From the original dictionary:
pattern replacement feature
sentiment
1999 (nicht|nichts|kein|keine|keinen) aalen NOT_aalen NOT_aalen -1
21164 (nicht|nichts|kein|keine|keinen) aalglatt NOT_aalglatt NOT_aalglatt
1
21165 (nicht|nichts|kein|keine|keinen) aasen NOT_aasen NOT_aasen 1
21166 (nicht|nichts|kein|keine|keinen) aasig NOT_aasig NOT_aasig 1
17540 (nicht|nichts|kein|keine|keinen) abandon NOT_abandon NOT_abandon 1
21167 (nicht|nichts|kein|keine|keinen) abarbeiten NOT_abarbeiten NOT_abarbeiten 1
It would work as from the original dictionary if it's structured as a regular expression dictionary. Unlike glob patterns, the regex would permit us to prefix each positive word with the negation possibilities.
library("quanteda")
## Package version: 1.4.3
## Parallel computing: 2 of 12 threads used.
## See https://quanteda.io for tutorials and examples.
##
## Attaching package: 'quanteda'
## The following object is masked from 'package:utils':
##
## View
dicttest <- dictionary(list(neg_positive = c("^(nicht|nichts|kein|keine|keinen)$ ^abarbeiten$")))
txt <- c(
"etwas nicht abarbeiten und etwas keine abarbeiten",
"etwas abarbeiten und keinen abarbeiten"
)
tokens(txt) %>%
tokens_lookup(dictionary = dicttest, valuetype = "regex", exclusive = FALSE)
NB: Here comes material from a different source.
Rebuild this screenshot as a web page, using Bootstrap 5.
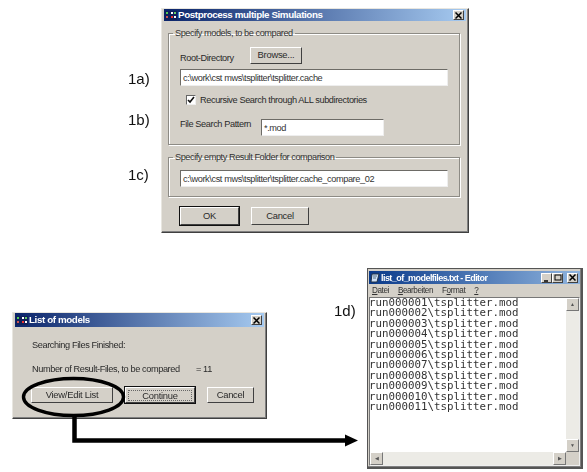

## tokens from 2 documents.
## text1 :
## [1] "etwas" "NEG_POSITIVE" "und" "etwas"
## [5] "NEG_POSITIVE"
##
## text2 :
## [1] "etwas" "abarbeiten" "und" "NEG_POSITIVE"
We don't currently have a valuetype
set in the dictionary object class, but we do have an open issue for it (#1264). This would be a good argument for adding that attribute, so that the lookup functions used that as the default rather than "glob"
. That would enable us to make sure that every dictionary was associated with the correct pattern matching type (valuetype).
That would be a very elegant solution. I just asked Christian Rauh what he thinks about this idea.
Great to see interest in the dictionary and thanks again for including it into your fantastic package!
On the issue: The dictionary is structured such that it matches valuetype = "regex"
. Thus (and also more generally), I'd consider adding a valuetype
attribute to the dictionary object class as very convenient from the user perspective.
Note, however, that I would still suggest to first replace the negation patterns in the original text with a compound marker such as "NOT_[token]" (maybe via tokens_replace()
) before retrieving the dictionary counts via tokens_lookup()
or dfm()
. This makes a difference when aggregating the counts to some sentiment score.
For example, directly counting dictionary terms in the string 'nicht abarbeiten' would retrieve one negative and one negated negative hit. Yet having this replaced with 'NOT_abarbeiten' beforehand would retrieve only the negated negative hit.
Hope this helps...
Thanks @ChRauh that's a good point. Could be done in two stages:
dicttest <-
dictionary(list(
neg_positive = c("^(nicht|nichts|kein|keine|keinen)$ ^abarbeiten$"),
positive = "^abarbeiten$"
))
txt <- c(
"etwas nicht abarbeiten und etwas keine abarbeiten",
"etwas abarbeiten und keinen abarbeiten"
)
dfm(txt, dictionary = dicttest, valuetype = "regex")
## Document-feature matrix of: 2 documents, 2 features (0.0% sparse).
## 2 x 2 sparse Matrix of class "dfm"
## features
## docs neg_positive positive
## text1 2 2
## text2 1 2
tokens(txt) %>%
tokens_lookup(dicttest["neg_positive"], valuetype = "regex", exclusive = FALSE) %>%
tokens_lookup(dicttest, valuetype = "regex", exclusive = FALSE)
## tokens from 2 documents.
## text1 :
## [1] "etwas" "NEG_POSITIVE" "und" "etwas"
## [5] "NEG_POSITIVE"
##
## text2 :
## [1] "etwas" "POSITIVE" "und" "NEG_POSITIVE"
@kbenoit Yes, 'piping' it in that order does the trick. Learned something, thanks! Maybe also a useful example for the helpfile in which @stefan-mueller has already flagged the replacement issue.
In the (german) "data_dictionary_Rauh" the negated forms should be "nicht ..." instead of "not ...". For substantivated forms ending on "...ung" it should be "keine".